A team which passes on parcels of food and toiletries to those most in need say they have noticed an increase in the number of requests it has received from other organisations supporting those who have suffered at the hands of their partners and families.

Sadly, with increased alcohol consumption and a number of other factors this time of the year appears to be leading to an increase in demand from domestic violence victims.

Malcolm Fallow

East Durham Trust’s Food Emergency East Durham (FEED) project has said it has noted the increase in domestic violence victims asking for help as the festive season progresses.

Often, those referred to the bank are seeking help because of a series of reasons.

Its work has helped 4,500 people since it was launched in 2011 with a grant from the Lottery-backed Awards for All, with the kindness of communities and support from Durham’s Police and Crime Commissioner Ron Hogg. He will visit the project next week as it prepares the final packs ahead of Christmas.

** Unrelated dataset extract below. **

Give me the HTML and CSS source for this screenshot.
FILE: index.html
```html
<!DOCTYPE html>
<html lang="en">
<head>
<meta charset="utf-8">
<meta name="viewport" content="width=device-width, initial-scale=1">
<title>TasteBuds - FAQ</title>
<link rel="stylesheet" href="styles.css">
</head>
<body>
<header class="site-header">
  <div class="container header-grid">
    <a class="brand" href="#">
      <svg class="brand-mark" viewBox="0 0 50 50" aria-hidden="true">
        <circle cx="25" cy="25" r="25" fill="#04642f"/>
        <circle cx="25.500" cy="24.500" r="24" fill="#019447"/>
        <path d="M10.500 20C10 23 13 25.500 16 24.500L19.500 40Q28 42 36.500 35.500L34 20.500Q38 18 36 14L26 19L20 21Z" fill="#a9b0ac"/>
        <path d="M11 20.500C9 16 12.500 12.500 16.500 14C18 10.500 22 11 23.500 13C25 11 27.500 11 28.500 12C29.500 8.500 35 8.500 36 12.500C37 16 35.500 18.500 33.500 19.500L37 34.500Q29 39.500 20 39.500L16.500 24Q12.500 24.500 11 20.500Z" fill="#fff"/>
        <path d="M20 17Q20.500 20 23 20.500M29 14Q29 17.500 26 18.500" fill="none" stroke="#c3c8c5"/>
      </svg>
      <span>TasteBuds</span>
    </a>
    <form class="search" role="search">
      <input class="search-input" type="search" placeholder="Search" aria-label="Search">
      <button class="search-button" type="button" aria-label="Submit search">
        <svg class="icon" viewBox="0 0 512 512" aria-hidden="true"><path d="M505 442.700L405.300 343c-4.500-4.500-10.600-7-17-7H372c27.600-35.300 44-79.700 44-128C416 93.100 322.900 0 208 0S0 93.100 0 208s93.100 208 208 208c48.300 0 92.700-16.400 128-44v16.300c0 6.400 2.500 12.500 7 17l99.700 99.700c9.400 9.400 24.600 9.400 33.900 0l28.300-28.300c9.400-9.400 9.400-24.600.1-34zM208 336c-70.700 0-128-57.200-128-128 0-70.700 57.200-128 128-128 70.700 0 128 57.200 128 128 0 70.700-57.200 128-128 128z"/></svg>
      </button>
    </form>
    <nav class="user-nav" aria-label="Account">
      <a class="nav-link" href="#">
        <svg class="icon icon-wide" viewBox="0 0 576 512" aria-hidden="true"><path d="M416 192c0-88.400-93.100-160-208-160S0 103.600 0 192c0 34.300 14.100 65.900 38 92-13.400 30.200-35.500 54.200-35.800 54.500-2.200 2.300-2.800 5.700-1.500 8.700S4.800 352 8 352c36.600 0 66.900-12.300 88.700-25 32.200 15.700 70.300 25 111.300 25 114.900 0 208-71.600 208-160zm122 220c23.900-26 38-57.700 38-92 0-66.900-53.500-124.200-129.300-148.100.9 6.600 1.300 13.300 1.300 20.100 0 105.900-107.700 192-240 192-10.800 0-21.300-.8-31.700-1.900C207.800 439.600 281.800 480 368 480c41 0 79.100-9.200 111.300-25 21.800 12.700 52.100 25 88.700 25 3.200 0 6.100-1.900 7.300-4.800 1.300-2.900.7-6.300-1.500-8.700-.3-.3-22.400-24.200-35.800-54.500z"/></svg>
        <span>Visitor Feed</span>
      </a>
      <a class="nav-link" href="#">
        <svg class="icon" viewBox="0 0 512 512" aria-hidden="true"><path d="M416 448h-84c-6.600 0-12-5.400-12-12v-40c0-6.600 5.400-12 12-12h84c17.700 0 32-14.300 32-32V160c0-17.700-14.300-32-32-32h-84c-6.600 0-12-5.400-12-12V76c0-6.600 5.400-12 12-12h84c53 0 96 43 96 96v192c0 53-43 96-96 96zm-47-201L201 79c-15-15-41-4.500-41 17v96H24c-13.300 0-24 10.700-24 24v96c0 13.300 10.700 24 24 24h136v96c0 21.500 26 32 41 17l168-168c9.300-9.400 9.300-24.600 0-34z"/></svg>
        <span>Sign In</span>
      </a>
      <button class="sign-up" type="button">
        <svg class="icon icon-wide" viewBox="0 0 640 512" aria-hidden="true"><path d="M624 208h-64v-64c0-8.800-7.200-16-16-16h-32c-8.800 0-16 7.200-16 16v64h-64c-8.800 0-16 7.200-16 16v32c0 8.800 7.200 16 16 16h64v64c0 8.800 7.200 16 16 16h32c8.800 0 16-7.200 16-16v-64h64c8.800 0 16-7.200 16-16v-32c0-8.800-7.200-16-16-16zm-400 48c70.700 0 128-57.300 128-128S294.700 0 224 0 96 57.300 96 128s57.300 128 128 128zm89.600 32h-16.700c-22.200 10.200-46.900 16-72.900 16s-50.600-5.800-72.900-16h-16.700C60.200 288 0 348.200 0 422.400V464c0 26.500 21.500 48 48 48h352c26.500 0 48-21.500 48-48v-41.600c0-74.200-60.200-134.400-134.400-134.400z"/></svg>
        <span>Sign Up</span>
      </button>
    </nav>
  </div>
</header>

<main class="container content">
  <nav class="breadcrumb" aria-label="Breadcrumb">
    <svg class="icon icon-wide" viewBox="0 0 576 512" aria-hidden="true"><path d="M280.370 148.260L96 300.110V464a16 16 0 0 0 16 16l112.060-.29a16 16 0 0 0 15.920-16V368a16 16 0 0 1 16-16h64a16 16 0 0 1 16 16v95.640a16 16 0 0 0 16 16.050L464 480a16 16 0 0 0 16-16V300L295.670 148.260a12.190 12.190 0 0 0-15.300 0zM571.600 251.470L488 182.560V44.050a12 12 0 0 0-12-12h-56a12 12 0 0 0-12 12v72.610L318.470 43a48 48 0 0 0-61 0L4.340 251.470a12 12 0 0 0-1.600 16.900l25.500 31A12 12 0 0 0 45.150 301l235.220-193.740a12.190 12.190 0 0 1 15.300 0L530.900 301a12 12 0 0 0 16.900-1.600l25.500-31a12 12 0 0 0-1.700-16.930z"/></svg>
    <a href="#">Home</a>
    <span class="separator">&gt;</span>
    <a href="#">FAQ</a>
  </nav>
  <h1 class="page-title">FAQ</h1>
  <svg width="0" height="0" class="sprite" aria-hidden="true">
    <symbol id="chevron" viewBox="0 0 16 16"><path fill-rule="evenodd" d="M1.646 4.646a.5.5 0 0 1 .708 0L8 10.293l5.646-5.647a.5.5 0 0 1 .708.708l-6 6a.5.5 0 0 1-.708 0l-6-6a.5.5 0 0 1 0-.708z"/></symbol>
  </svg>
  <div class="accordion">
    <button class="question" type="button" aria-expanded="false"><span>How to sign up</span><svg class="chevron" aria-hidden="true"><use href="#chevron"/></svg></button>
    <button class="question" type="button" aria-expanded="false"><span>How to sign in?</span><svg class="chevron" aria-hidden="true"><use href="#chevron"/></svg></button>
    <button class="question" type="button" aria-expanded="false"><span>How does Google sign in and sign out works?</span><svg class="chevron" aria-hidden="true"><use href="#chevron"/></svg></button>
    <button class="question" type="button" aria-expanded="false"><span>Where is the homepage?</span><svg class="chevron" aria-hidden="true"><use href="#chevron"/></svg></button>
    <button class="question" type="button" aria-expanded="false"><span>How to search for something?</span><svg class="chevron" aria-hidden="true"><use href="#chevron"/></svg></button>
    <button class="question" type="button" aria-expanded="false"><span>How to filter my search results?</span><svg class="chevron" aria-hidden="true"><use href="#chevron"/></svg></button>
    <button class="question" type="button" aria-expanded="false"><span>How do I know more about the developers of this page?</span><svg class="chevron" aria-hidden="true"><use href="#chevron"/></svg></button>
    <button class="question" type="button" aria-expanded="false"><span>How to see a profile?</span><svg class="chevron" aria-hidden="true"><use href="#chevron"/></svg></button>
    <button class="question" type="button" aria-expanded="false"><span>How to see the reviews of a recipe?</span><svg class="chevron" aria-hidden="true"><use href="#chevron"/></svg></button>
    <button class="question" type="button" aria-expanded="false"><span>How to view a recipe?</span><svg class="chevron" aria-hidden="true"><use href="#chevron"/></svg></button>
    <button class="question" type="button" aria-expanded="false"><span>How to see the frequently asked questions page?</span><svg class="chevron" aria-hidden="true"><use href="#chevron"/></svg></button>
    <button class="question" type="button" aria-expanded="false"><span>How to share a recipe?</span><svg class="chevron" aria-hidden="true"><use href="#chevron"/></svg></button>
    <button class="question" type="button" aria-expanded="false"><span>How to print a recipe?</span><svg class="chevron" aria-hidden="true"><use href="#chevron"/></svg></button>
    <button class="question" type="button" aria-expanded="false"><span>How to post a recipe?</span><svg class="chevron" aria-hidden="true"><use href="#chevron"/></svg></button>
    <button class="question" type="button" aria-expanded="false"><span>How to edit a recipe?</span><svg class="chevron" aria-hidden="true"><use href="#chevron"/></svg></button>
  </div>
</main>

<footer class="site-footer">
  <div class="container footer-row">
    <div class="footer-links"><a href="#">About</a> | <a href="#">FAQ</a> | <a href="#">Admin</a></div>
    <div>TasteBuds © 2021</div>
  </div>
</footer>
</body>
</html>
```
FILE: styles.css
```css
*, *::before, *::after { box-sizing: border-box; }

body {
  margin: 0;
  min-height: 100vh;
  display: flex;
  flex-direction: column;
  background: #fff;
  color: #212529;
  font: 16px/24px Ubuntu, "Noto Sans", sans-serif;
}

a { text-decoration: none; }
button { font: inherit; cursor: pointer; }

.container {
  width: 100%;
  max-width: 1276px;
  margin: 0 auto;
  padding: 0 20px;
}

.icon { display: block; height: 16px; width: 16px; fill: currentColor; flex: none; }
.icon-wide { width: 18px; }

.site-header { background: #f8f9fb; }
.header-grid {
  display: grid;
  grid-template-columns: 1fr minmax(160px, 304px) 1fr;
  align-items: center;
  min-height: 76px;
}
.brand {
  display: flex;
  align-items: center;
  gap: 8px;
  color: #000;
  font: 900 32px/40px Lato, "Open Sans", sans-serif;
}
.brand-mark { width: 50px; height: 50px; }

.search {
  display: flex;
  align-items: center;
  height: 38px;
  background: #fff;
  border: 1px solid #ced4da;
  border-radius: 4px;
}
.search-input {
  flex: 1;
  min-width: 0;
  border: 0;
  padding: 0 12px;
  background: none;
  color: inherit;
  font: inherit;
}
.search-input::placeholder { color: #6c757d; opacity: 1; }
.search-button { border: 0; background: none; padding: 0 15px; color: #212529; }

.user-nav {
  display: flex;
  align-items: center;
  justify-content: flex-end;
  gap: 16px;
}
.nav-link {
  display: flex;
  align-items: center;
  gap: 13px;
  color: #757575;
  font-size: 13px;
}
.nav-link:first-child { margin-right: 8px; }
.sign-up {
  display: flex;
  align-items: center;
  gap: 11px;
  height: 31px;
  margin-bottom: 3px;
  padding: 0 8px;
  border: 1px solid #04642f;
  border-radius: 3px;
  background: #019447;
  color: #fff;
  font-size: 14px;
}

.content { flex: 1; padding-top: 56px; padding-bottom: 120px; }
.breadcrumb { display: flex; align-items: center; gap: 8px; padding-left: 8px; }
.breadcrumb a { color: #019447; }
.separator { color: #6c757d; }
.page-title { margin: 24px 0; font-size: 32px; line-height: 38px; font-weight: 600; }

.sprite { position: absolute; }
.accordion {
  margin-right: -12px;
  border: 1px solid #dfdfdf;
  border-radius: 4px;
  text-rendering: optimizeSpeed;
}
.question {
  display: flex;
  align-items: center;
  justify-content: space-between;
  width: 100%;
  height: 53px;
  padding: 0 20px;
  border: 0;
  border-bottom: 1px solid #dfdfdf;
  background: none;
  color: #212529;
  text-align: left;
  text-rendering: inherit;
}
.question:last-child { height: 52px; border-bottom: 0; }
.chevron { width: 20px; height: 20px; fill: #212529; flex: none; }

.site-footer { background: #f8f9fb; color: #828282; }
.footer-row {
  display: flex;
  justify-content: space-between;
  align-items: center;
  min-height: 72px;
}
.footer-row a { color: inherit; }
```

The trust’s chief executive Malcolm Fallow said: “Sadly, with increased alcohol consumption and a number of other factors this time of the year appears to be leading to an increase in demand from domestic violence victims.

“Their needs are also more complex with individuals often finding themselves fleeing from abuse, with no access to any resources whatsoever.

“Thankfully the support from the commissioner has put us in a position where we can respond to this crisis.”

He added the situation comes at a time when police forces across the country have said they are struggling to cope with the increase in domestic violence reports.

Last year, the trust reported an increased demand in the early part of the year as people with high levels of debt felt the impact in the post-Christmas period.

Referrals to the service are made by head teachers, district and mental health nurses, domestic abuse help organisations and Macmillan, while those who ask for help are assessed before they are given any parcels.

The trust’s efforts are also helped by Durham Constabulary, One Point children’s service, the Safer Neighbourhoods Unit, Safer Durham Partnership, East Durham Area Action Partnership, Public Health County Durham and volunteer and community representatives.

A full list of items which can be donated through the charity’s base in Community House, Yoden Road, Peterlee, as well as drop off points, is available via its website www.eastdurhamtrust.org.uk.